The dissent, authored by Chief Judge McFadden, questioned the accuracy of the majority’s ruling, ultimately concluding that, “I would hold that the words ‘every state office’ are ‘clear and unmistakable’ on their face.”
“We are obviously disappointed by the decision of the Court of Appeals,” said IJ Senior Vice President and Litigation Director Dana Berliner. “Open access to public records is vital in any free society. The purpose of the Open Records Act is to allow people to fully understand how their government operates and how lawmakers and agencies make decisions. Government should not keep secrets about how it governs.”
The ruling in Georgia reflects a troubling trend at the local, state and federal levels, as governments and agencies are stonewalling requests from the very citizens, journalists and activist groups that keep an eye on them. In this case, the government’s argument—that the General Assembly is not explicitly mentioned in Georgia’s Open Records Act and thus the General Assembly effectively exempted itself from its own law—is particularly concerning. If courts refuse to enforce a law that applies to the entire government and instead write in a blanket exception for the whole legislative branch, the outcome will be to limit citizens’ access to truthful information and insulate government from public scrutiny. This is precisely the scenario that our laws were designed to prevent.
Yesterday’s ruling is not the end of the road.
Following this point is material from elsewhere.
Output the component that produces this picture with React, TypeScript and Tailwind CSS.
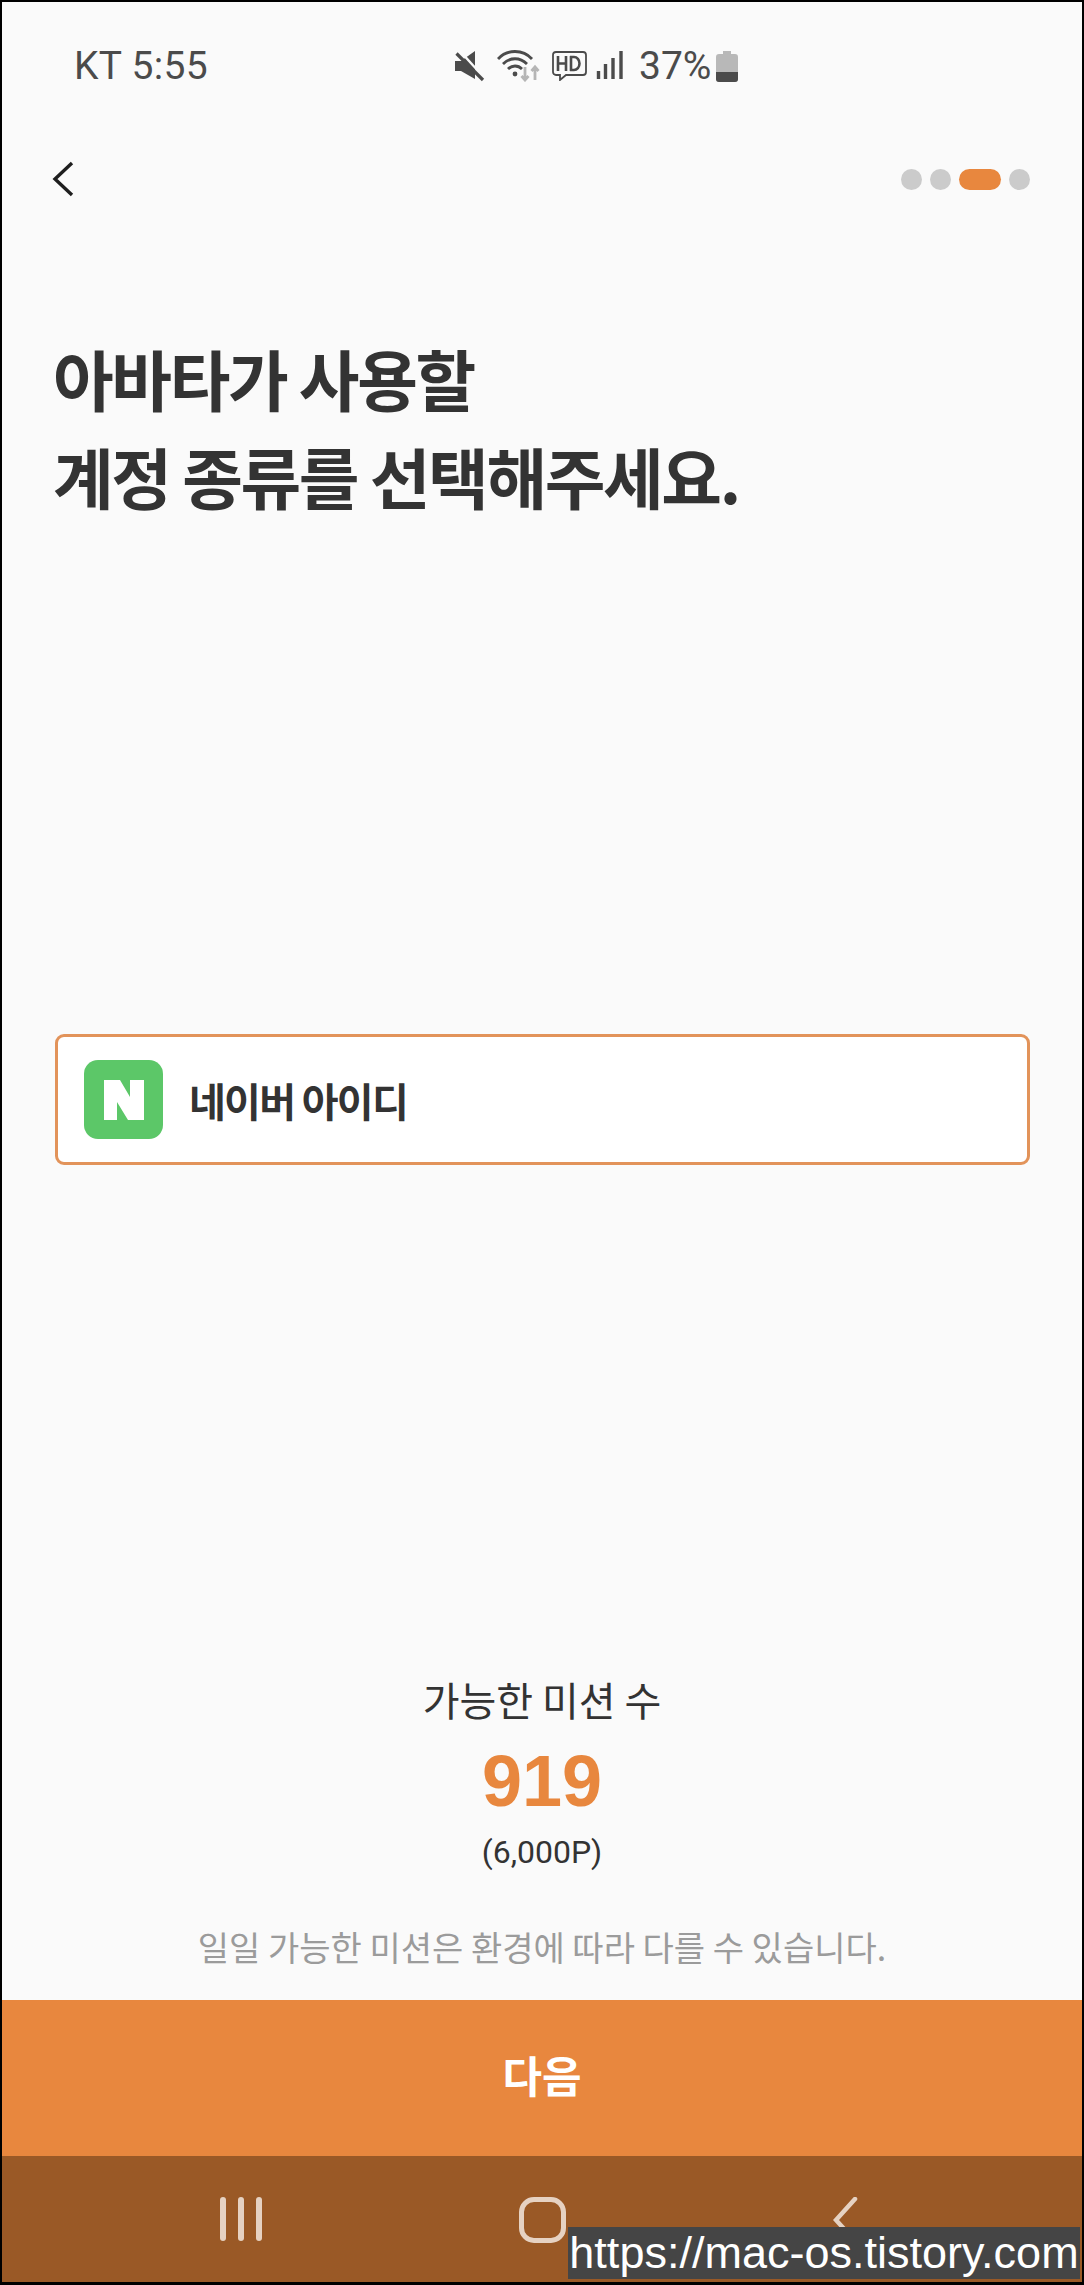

IJ, which is represented in the action by Alex Harris, Mark Perry, Matt Reagan and Matt Gregory with the law firm Gibson Dunn and Darrell Sutton of the Sutton Law Group, plans to appeal the decision to the Georgia Supreme Court. “The people of Georgia deserve access to public records, just as the plain language of their Open Records Act demands,” said Berliner. “By appealing this decision to the Georgia Supreme Court, we hope to secure a ruling that the General Assembly and its officers are subject to the law just like every other governing body in Georgia.”